Friday, April 17, 2009

Away

February 21, 2009

(Elma, WA, by way of Hwy 101)

So up the coast I went, from dawn until midnight, hurtling along the coastal highway with my mouth hanging open. I stared so hard at everything around that I was in constant peril of smashing into the side of a cliff or plunging into the sea. The land itself looked to have some such inclination, always leaning like a wedge into the ocean, with a trail of small, rocky islands scattered before it as though it had flung itself at the horizon, broken, and fallen.

I hurtled through the little coastal towns of souvenir shops, gas stations, and rickety houses – by day like some curious flotsam that had washed up these fifty years past, by night like shoals of multicolored light in a sea of darkness.

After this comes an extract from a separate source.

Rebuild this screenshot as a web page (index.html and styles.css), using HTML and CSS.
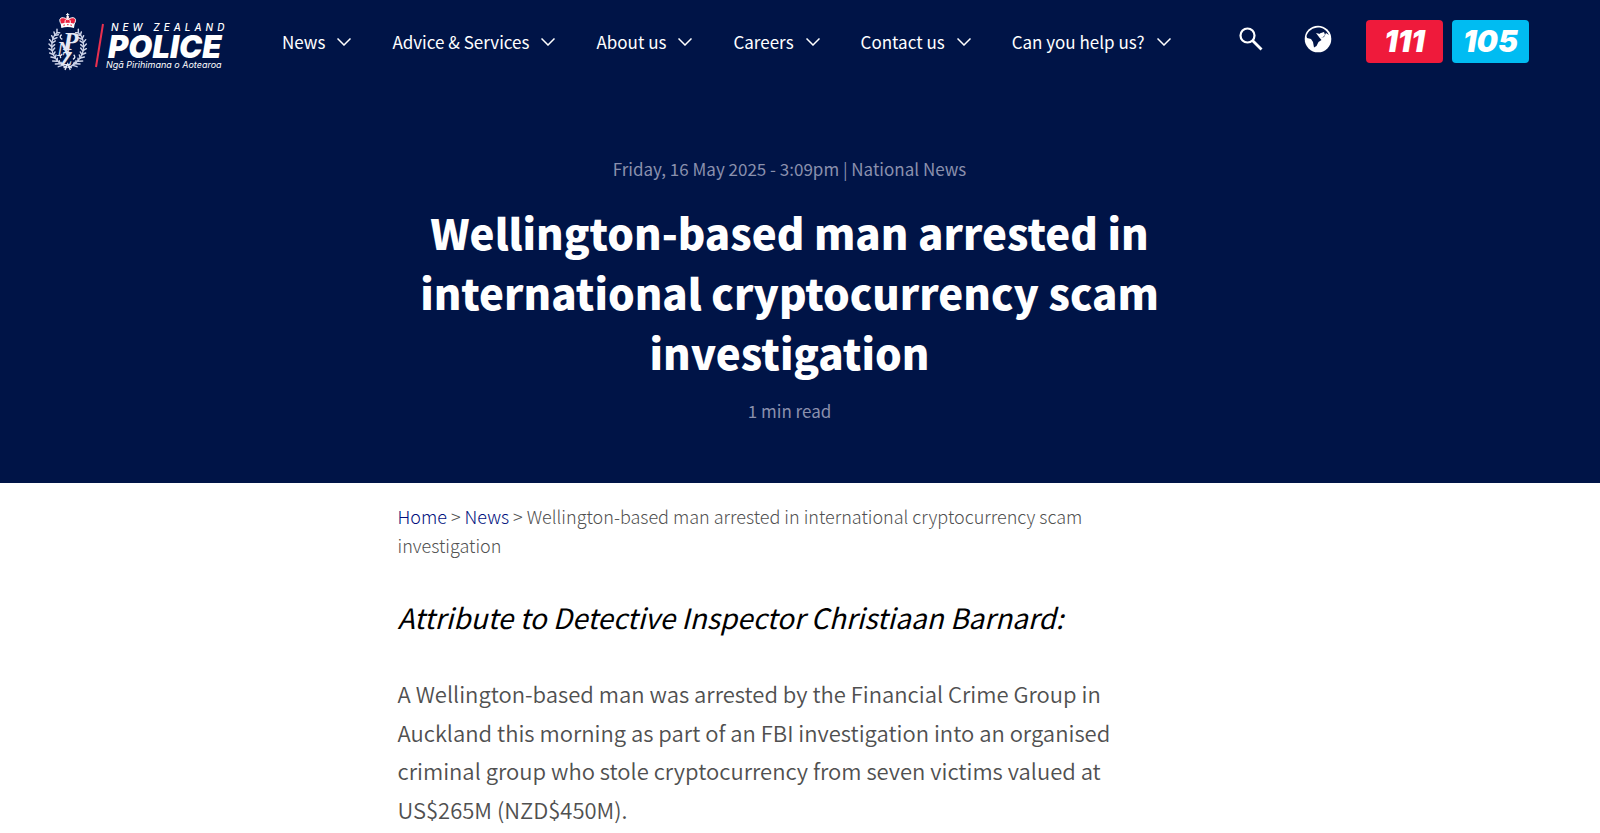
FILE: index.html
```html
<!DOCTYPE html>
<html lang="en">
<head>
  <meta charset="UTF-8">
  <meta name="viewport" content="width=device-width, initial-scale=1.0">
  <title>Wellington-based man arrested in international cryptocurrency scam investigation | New Zealand Police</title>
  <link rel="stylesheet" href="styles.css">
</head>
<body>
  <svg class="sprite" aria-hidden="true">
    <symbol id="chevron" viewBox="0 0 14 8">
      <path d="M.5 .5l6.500 6.500 6.500-6.500" fill="none" stroke="currentColor" stroke-width="1.5"/>
    </symbol>
  </svg>

  <header class="site-header">
    <a class="logo" href="#" aria-label="New Zealand Police home">
      <svg viewBox="0 0 180 60" width="180" height="60">
        <g transform="translate(-3 -4) scale(.3333)">
          <g id="fern" fill="none" stroke="#ccd3e8" stroke-width="4.4" stroke-linecap="round">
            <path d="M66 178C46 172 20 146 20 116C20 96 26 82 36 74" stroke-width="4"/>
            <path d="M52 172l-12 4M44 167l-13 1M36 160l-13 -1M30 150l-12 -3M25 140l-11 -5M22 128l-10 -6M20 116l-8 -8M21 104l-7 -9M25 93l-5 -10M30 82l-3 -10M36 74l0 -10"/>
            <path d="M52 172l-4 -9M44 167l-1 -9M36 160l1 -9M30 150l3 -9M25 140l5 -8M23 128l6 -8M22 116l7 -6M23 104l8 -5M27 93l9 -4M32 82l8 -2M38 74l6 0"/>
          </g>
          <use href="#fern" transform="matrix(-1 0 0 1 136 0)"/>
          <g fill="none" stroke="#e4e8f4" stroke-width="4">
            <path d="M56 180l12-10 12 10M60 186l8-18 8 18"/>
            <path d="M50 80q-10 7 2 14M86 140q8 8-2 14M48 150q-6-6 4-12"/>
          </g>
          <g class="monogram">
            <text x="54" y="126" font-size="76">P</text>
            <text x="36" y="144" font-size="60">N</text>
            <text x="48" y="170" font-size="56">Z</text>
          </g>
          <path d="M50 48C38 34 48 25 61 31L68 26L75 31C88 25 98 34 86 48Z" fill="#e8203f"/>
          <g fill="none" stroke="#fff" stroke-width="3">
            <path d="M50 50C36 32 50 22 68 35C86 22 100 32 86 50M61 49C58 38 62 34 68 32C74 34 78 38 75 49M68 15v19M63 20h10"/>
          </g>
          <path d="M47 47Q68 41 89 47L87 60Q68 54 49 60Z" fill="#fff"/>
          <circle cx="68" cy="27" r="4" fill="#fff"/>
          <path d="M55 52l5-1M66 50h5M76 51l5 1" stroke="#e8203f" stroke-width="3"/>
        </g>
        <path d="M55 12L48 55" stroke="#e8304f" stroke-width="2"/>
        <text class="logo-top" x="63" y="19">NEW ZEALAND</text>
        <text class="logo-main" x="60" y="46">POLICE</text>
        <text class="logo-sub" x="58" y="56">Ngā Pirihimana o Aotearoa</text>
      </svg>
    </a>

    <nav class="main-nav" aria-label="Main">
      <a href="#">News <svg class="chevron"><use href="#chevron"/></svg></a>
      <a href="#">Advice &amp; Services <svg class="chevron"><use href="#chevron"/></svg></a>
      <a href="#">About us <svg class="chevron"><use href="#chevron"/></svg></a>
      <a href="#">Careers <svg class="chevron"><use href="#chevron"/></svg></a>
      <a href="#">Contact us <svg class="chevron"><use href="#chevron"/></svg></a>
      <a href="#">Can you help us? <svg class="chevron"><use href="#chevron"/></svg></a>
    </nav>

    <div class="tools">
      <button class="icon-button" type="button" aria-label="Search">
        <svg viewBox="0 0 24 24" width="24" height="24" fill="none" stroke="#fff">
          <circle cx="8.500" cy="8.500" r="7" stroke-width="2.200"/>
          <path d="M13.500 13.500l9 9" stroke-width="2.800"/>
        </svg>
      </button>
      <button class="icon-button" type="button" aria-label="Change language">
        <svg viewBox="0 0 28 28" width="28" height="28">
          <circle cx="14" cy="14" r="13.300" fill="#fff"/>
          <path d="M2.500 11C4 6 9 2.500 14 2.500S22.500 5 25 10L22 8L20 12L17 13L18.500 10L16 8L15 12L17.500 15L14.500 17L12.500 21L10 22.500L9 17L7 14L3 13Z" fill="#001447"/>
          <path d="M12 8l4 1 1-1 3-1 1 3-3 3-3-1z" fill="#fff"/>
        </svg>
      </button>
    </div>

    <div class="call-links">
      <a class="call call-red" href="#">111</a>
      <a class="call call-blue" href="#">105</a>
    </div>
  </header>

  <section class="hero">
    <div class="container">
      <p class="meta">Friday, 16 May 2025 - 3:09pm | National News</p>
      <h1>Wellington-based man arrested in international cryptocurrency scam investigation</h1>
      <p class="meta">1 min read</p>
    </div>
  </section>

  <main class="content">
    <div class="container">
      <nav class="breadcrumb" aria-label="Breadcrumb">
        <a href="#">Home</a> &gt; <a href="#">News</a> &gt; Wellington-based man arrested in international cryptocurrency scam investigation
      </nav>
      <h2>Attribute to Detective Inspector Christiaan Barnard:</h2>
      <p>A Wellington-based man was arrested by the Financial Crime Group in Auckland this morning as part of an FBI investigation into an organised criminal group who stole cryptocurrency from seven victims valued at US$265M (NZD$450M).</p>
    </div>
  </main>
</body>
</html>
```
FILE: styles.css
```css
* {
  box-sizing: border-box;
}

body {
  margin: 0;
  font-family: "Noto Sans CJK SC", "Open Sans", sans-serif;
  color: #505050;
  background: #fff;
}

.sprite {
  display: none;
}

a {
  text-decoration: none;
}

.site-header {
  display: flex;
  align-items: center;
  min-height: 83px;
  padding: 0 71px 0 48px;
  background: #001447;
}

.logo {
  display: flex;
  margin-right: 54px;
}

.monogram {
  font-family: "Liberation Serif", serif;
  font-style: italic;
  font-weight: 700;
  fill: #e4e8f4;
}

.logo-top,
.logo-main,
.logo-sub {
  font-family: Inter, sans-serif;
  font-style: italic;
  fill: #fff;
}

.logo-top {
  font-size: 10px;
  font-weight: 500;
  letter-spacing: 4px;
}

.logo-main {
  font-size: 31px;
  font-weight: 900;
}

.logo-sub {
  font-size: 9px;
  font-weight: 400;
}

.main-nav {
  display: flex;
  gap: 41px;
}

.main-nav a {
  display: flex;
  align-items: center;
  gap: 12px;
  color: #fff;
  font-size: 17px;
  white-space: nowrap;
}

.chevron {
  width: 14px;
  height: 8px;
}

.tools {
  display: flex;
  align-items: center;
  gap: 41px;
  margin-left: auto;
  padding-bottom: 6px;
}

.icon-button {
  display: flex;
  padding: 0;
  border: none;
  background: none;
  cursor: pointer;
}

.call-links {
  display: flex;
  gap: 9px;
  margin-left: 34px;
}

.call {
  width: 77px;
  border-radius: 4px;
  color: #fff;
  font: italic 900 30px/43px Inter, sans-serif;
  text-align: center;
}

.call-red {
  background: #ef1a3b;
}

.call-blue {
  background: #00bcf2;
}

.container {
  max-width: 784px;
  margin: 0 auto;
}

.hero,
.content {
  padding-right: 21px;
}

.hero {
  padding-top: 72px;
  padding-bottom: 58px;
  background: #001447;
  text-align: center;
}

.meta {
  margin: 0;
  color: #8a90ad;
  font-size: 17px;
  line-height: 28px;
}

h1 {
  margin: 19px 0 15px;
  color: #fff;
  font-size: 42px;
  font-weight: 900;
  line-height: 60px;
}

.breadcrumb {
  padding-top: 19px;
  font-size: 18px;
  font-weight: 300;
  line-height: 29px;
}

.breadcrumb a {
  color: #000f7d;
}

h2 {
  margin: 37px 0;
  color: #000;
  font-size: 28px;
  font-style: italic;
  font-weight: 400;
  line-height: 40px;
}

.content p {
  max-width: 740px;
  margin: 0;
  font-size: 22px;
  font-weight: 350;
  line-height: 1.75;
}
```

In Oregon, the evergreen forest grows right down to the water, and the trees stand with their feet in the white sand. I think such sights are almost too beautiful, confluences of Paradise and Eden – nature decadent, nature unspoiled.



February 23, 2009

(Seattle)

While M was at work, I took a walk through Beacon Hill and along the bank of Lake Washington. Seattle in February feels autumnal, sedate. The trees are bare-armed and thick with moss, standing on lawns of sparse, dull grass and fallen leaves. They are trees of modest proportions and unostentatious postures. No towering cypress, no palm, no rigid desert trees standing sentinel. There were some pale, yellow crocuses gathered about the foot of a sapling on a boulevard. There was something of Minneapolis, something of Bennington, Vermont. Ambling by the water, I felt like a convalescent, my senses muted, my restlessness palliated. The naked trees cast a mottled shadow on the mind, threatening peace. The sky dims at the horizon, even at midday, and the edges of the mind dim.



April 4

(back in San Francisco)

A long walk to Pacifica reminded me again how different this city is from the one where I was born. There is such a difference in the way the genius of the place makes itself felt.

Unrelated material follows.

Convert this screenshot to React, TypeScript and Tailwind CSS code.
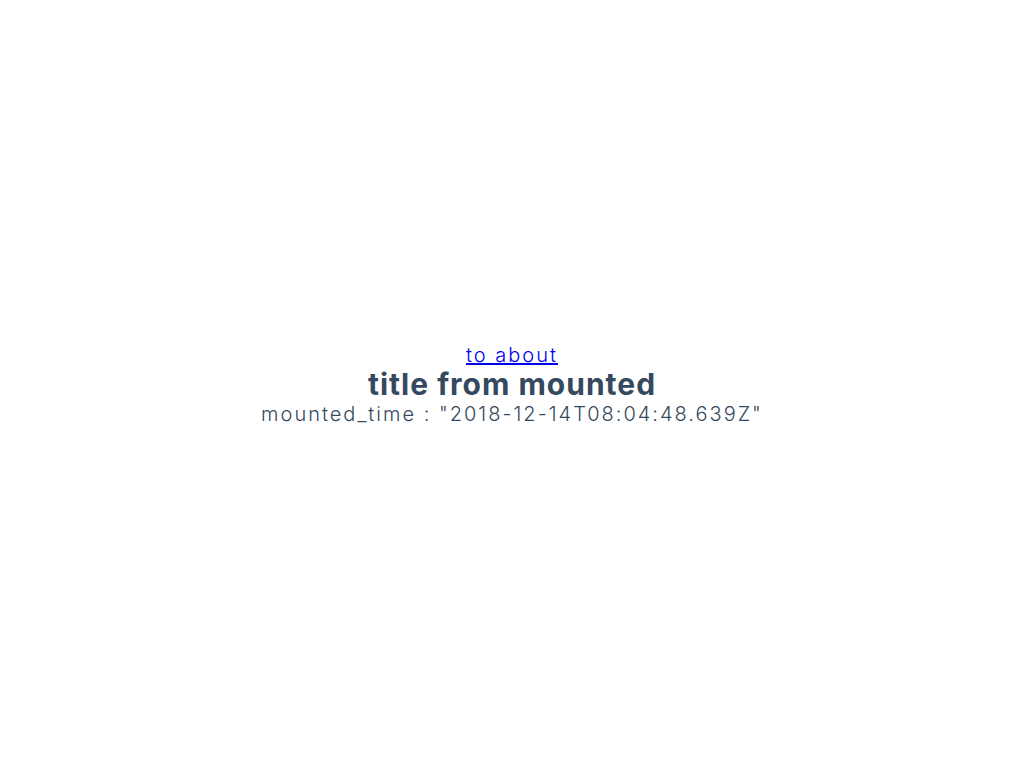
const mountedTime = "2018-12-14T08:04:48.639Z";

export default function App() {
  return (
    <section className="flex min-h-screen flex-col items-center justify-center bg-white text-center font-['Inter',sans-serif] text-xl leading-[26px] font-light tracking-[2px] text-[#35495e]">
      <a href="#about" className="text-[#0000ee] underline">
        to about
      </a>
      <h1 className="text-3xl leading-[33px] font-bold tracking-[1px] [font-optical-sizing:none]">
        title from mounted
      </h1>
      <p>mounted_time : "{mountedTime}"</p>
    </section>
  );
}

The beauty of Minneapolis is an old ghost with creaky joints. It walks slowly beside you, laying a hand on your shoulder as you cross the Hennepin Ave. Bridge, as you stand beneath the mill ruins. It rumbles in the throat with the engines of buses that struggle awake in the morning cold.

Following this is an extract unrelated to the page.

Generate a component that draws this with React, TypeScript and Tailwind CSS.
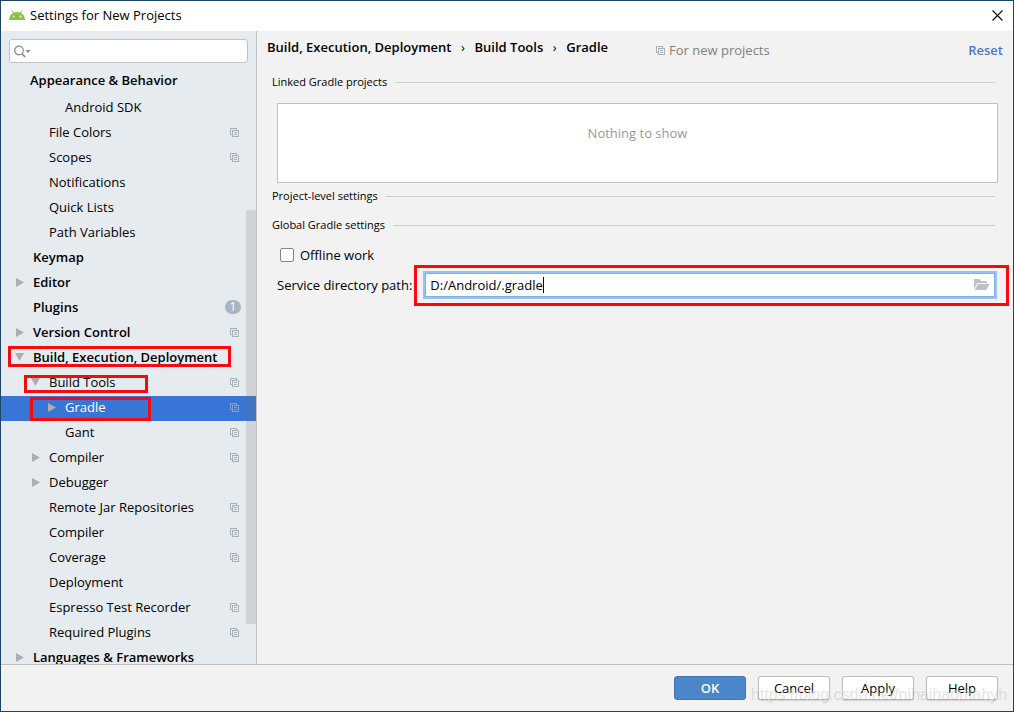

The beauty of San Francisco smacks you right in the face. It smacks you silly, and the April wind lashes your clothes about you, spins you around, and drives you downhill with your mouth agape.

One beauty is a titan with a crumbling face, with rust stains running from the mouth. The other, though as old, approaches you always as a young god at the height of its powers. It flexes its muscles; it beats its chest, with the wind rushing in from the ocean and waves smashing against the rocks. Strong and amorous, it bares its best treasures at once and demands you fall in love. I was of course swept off my feet. But I have been here some months now. I have woke of a morning and, looking out over the hills covered in dingy, pastel squares of houses, thought it an ugly city. Sometimes the sun shines too brightly for one raised further north, and inland, and beneath the shade of elms.

I begin to miss the green corridors of the avenues. Ivy-covered houses. Hastas. Grim skies promising snow. Promising thunderstorms. Yellow skies before hail. The faceless, handless statue of Longfellow standing alone in that forgotten field. Shade trees. Shade trees. That dappled, relenting light. It casts a shadow on the soul. It whispers in the throat of history, age, and a great river eating away the banks, carrying them away south toward an end, and leaving every year, proud and diminished, the remains – like some original place.